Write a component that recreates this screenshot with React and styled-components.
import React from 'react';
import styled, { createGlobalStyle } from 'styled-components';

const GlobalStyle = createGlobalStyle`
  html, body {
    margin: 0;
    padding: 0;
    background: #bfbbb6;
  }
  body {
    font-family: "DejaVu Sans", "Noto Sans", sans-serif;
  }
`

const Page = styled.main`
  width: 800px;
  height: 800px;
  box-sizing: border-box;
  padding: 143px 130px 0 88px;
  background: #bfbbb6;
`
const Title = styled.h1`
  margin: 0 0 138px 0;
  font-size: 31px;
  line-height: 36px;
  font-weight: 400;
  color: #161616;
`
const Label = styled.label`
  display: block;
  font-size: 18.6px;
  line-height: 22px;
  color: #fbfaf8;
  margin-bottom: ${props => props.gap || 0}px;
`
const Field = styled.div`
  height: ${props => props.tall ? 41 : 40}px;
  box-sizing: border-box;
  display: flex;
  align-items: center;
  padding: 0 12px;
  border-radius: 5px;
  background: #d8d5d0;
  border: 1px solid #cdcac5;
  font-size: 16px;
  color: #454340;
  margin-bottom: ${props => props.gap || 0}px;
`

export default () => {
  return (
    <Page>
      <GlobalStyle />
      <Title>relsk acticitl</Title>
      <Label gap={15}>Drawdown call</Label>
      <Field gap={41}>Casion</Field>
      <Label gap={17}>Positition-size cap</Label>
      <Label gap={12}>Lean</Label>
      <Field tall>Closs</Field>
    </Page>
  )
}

**Task objective:** Check each line of the material above for "components" and say how many lines contain it, giving the number alone.

**Exercise output:** 2